Type 'help;' or '\h' for help. Type '\c' to clear the current input statement.

mysql 8.0 > CREATE DATABASE d5;
Query OK, 1 row affected (0.09 sec)

mysql 8.0 > USE d5
Database changed
mysql 8.0 > CREATE TABLE t1 (
    ->        FTS_DOC_ID BIGINT UNSIGNED NOT NULL PRIMARY KEY,
    ->        contents TEXT COLLATE utf8mb4_bin,
    ->        FULLTEXT KEY fx_contents (contents) WITH PARSER ngram
    -> ) ENGINE=InnoDB DEFAULT CHARSET=utf8mb4 COLLATE=utf8mb4_bin;
Query OK, 0 rows affected (4.34 sec)

mysql 8.0 >
mysql 8.0 > INSERT INTO t1 VALUES (1, 'xyz mnt'), (2, 'xyz mnt'), (3, 'xyz');
Query OK, 3 rows affected (0.05 sec)
Records: 3  Duplicates: 0  Warnings: 0

mysql 8.0 >
mysql 8.0 > # The query completes with or without bug
mysql 8.0 > SELECT * FROM t1 WHERE MATCH(contents) AGAINST ('xyz' IN BOOLEAN MODE);
+------------+----------+
| FTS_DOC_ID | contents |
+------------+----------+
|          1 | xyz mnt  |
|          2 | xyz mnt  |
|          3 | xyz      |
+------------+----------+
3 rows in set (0.08 sec)

mysql 8.0 >
mysql 8.0 > # The query returns wrong result set with the bug
mysql 8.0 > SELECT * FROM t1 WHERE MATCH(contents) AGAINST ('xyz' IN BOOLEAN MODE) LIMIT 1;
+------------+----------+
| FTS_DOC_ID | contents |
+------------+----------+
|          1 | xyz mnt  |
+------------+----------+
1 row in set (0.00 sec)

mysql 8.0 >
mysql 8.0 > # The query crashes with the bug
mysql 8.0 > SELECT * FROM t1 WHERE MATCH(contents) AGAINST ('xyz mnt' IN BOOLEAN MODE) LIMIT 5;
+------------+----------+
| FTS_DOC_ID | contents |
+------------+----------+
|          1 | xyz mnt  |
|          2 | xyz mnt  |
|          3 | xyz      |
+------------+----------+
3 rows in set (0.00 sec)
[25 Dec 2018 2:14] Shaohua Wang
The reason you can't reproduce it because of the following fix:

commit 48e07ec3935ab229c8ec5aede71ae77ede65a789
Author: Aakanksha Verma <aakanksha.verma@oracle.com>
Date:   Wed Aug 2 18:12:02 2017 +0530

but it's totally wrong: it makes the original commit not work.

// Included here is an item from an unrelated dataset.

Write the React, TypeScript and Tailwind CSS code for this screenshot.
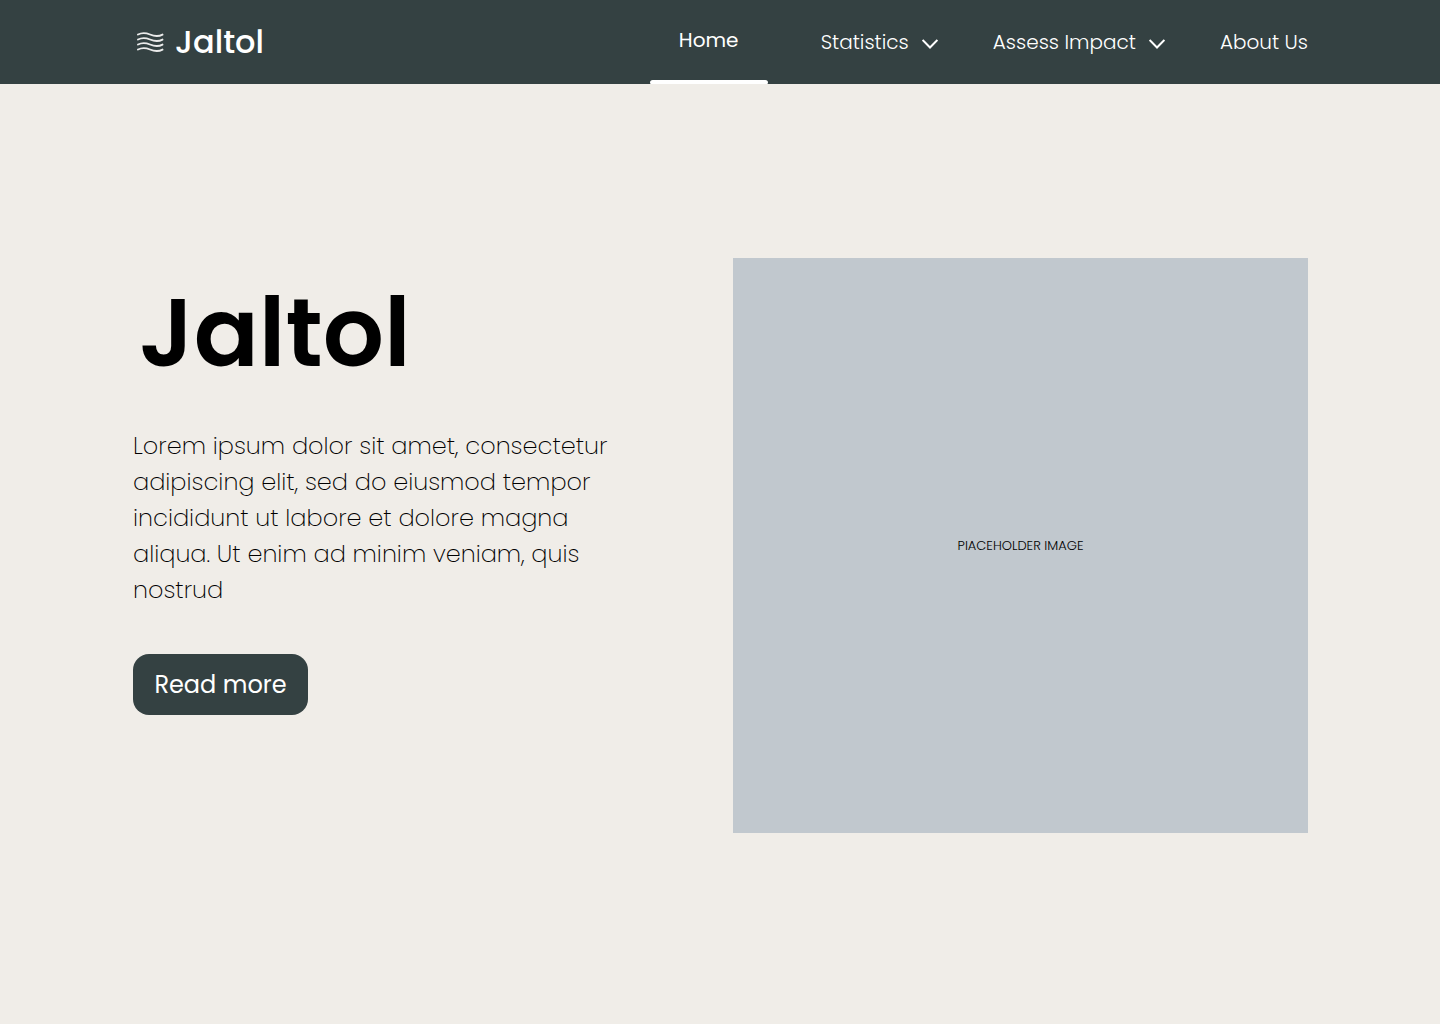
function Chevron() {
  return (
    <svg className="mt-1" width="16" height="10" viewBox="0 0 16 10" fill="none" stroke="currentColor" strokeWidth="2" aria-hidden="true">
      <path d="M.6 1l7.400 7.500L15.400 1" />
    </svg>
  );
}

function Waves() {
  return (
    <svg width="28" height="20" viewBox="0 0 28 20" fill="none" stroke="#ebebeb" strokeWidth="1.9" strokeLinecap="round" aria-hidden="true">
      {[3, 8, 13, 18].map((y) => (
        <path key={y} d={`M2 ${y - 0.5}C6 ${y - 2.6} 10 ${y - 2.2} 14 ${y - 0.5}S22.500 ${y + 1.8} 26.500 ${y - 0.4}`} />
      ))}
    </svg>
  );
}

export default function App() {
  return (
    <div className="min-h-screen bg-[#f0ede8] font-['Poppins','Inter',sans-serif] text-black">
      <header className="flex h-[84px] items-center justify-between bg-[#344142] pr-[132px] pl-[136px] text-white">
        <a href="#home" className="flex items-center gap-[11px]">
          <Waves />
          <span className="text-[32px] leading-10 font-medium">Jaltol</span>
        </a>
        <nav aria-label="Main" className="flex h-full items-center text-[20px] leading-[30px] font-light">
          <a href="#home" aria-current="page" className="mr-[53px] flex h-full w-[118px] flex-col items-center justify-between pt-[25px] font-normal">
            Home
            <span className="h-1 w-full rounded-t-sm rounded-b-xs bg-white" />
          </a>
          <button type="button" className="mr-[55px] flex items-center gap-[13px]">
            Statistics <Chevron />
          </button>
          <button type="button" className="mr-[55px] flex items-center gap-[13px]">
            Assess Impact <Chevron />
          </button>
          <a href="#about">About Us</a>
        </nav>
      </header>
      <main className="grid grid-cols-2 gap-[25px] pt-[174px] pr-[132px] pb-12 pl-[133px]">
        <section className="flex flex-col items-start pt-[3px]">
          <h1 className="pl-[6px] text-[96px] leading-[144px] font-semibold">Jaltol</h1>
          <p className="mt-[23px] max-w-[490px] font-['Poppins_ExtraLight','Poppins','Inter',sans-serif] text-[24px] leading-9 font-light">
            Lorem ipsum dolor sit amet, consectetur adipiscing elit, sed do eiusmod tempor incididunt ut labore et dolore magna aliqua. Ut enim ad minim veniam, quis nostrud
          </p>
          <button type="button" className="mt-[46px] h-[61px] w-[175px] rounded-2xl bg-[#344142] text-[24px] text-white">
            Read more
          </button>
        </section>
        <div role="img" aria-label="Placeholder image" className="flex aspect-square items-center justify-center bg-[#c1c8ce] text-[13px] font-light">
          PlACEHOLDER IMAGE
        </div>
      </main>
    </div>
  );
}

Bug #22709692 FTS QUERY EXCEEDS RESULT CACHE LIMIT

Problem:
========
Given query in bug page involves limit clause query and it also
doesn't involve ranking, it leads to build whole doc_id tree.
If there is 1 million records involved then it easily
exceeds the result cache limit.

Solution:
========
optimization can be done for limit clause query when
(1) There is no ranking involved.
(2) Only FTS Union operations involved.

Reviewed-by: Shaohua Wang <shaohua.wang@oracle.com>
Reviewed-by: Jimmy Yang <jimmy.yang@oracle.com>
RB: 12588
[25 Dec 2018 3:24] Shaohua Wang
The original patch by Thiru has two issues:
1. should consider duplication and deleted doc id when counting n_docs;
2. should not apply limit optimization on phrase search with parser.
[25 Dec 2018 3:25] Shaohua Wang
Fix for 5.7 from Tencent TXSQL Team

Attachment: fts_query_with_limit_parser.diff (application/octet-stream, text), 6.93 KiB.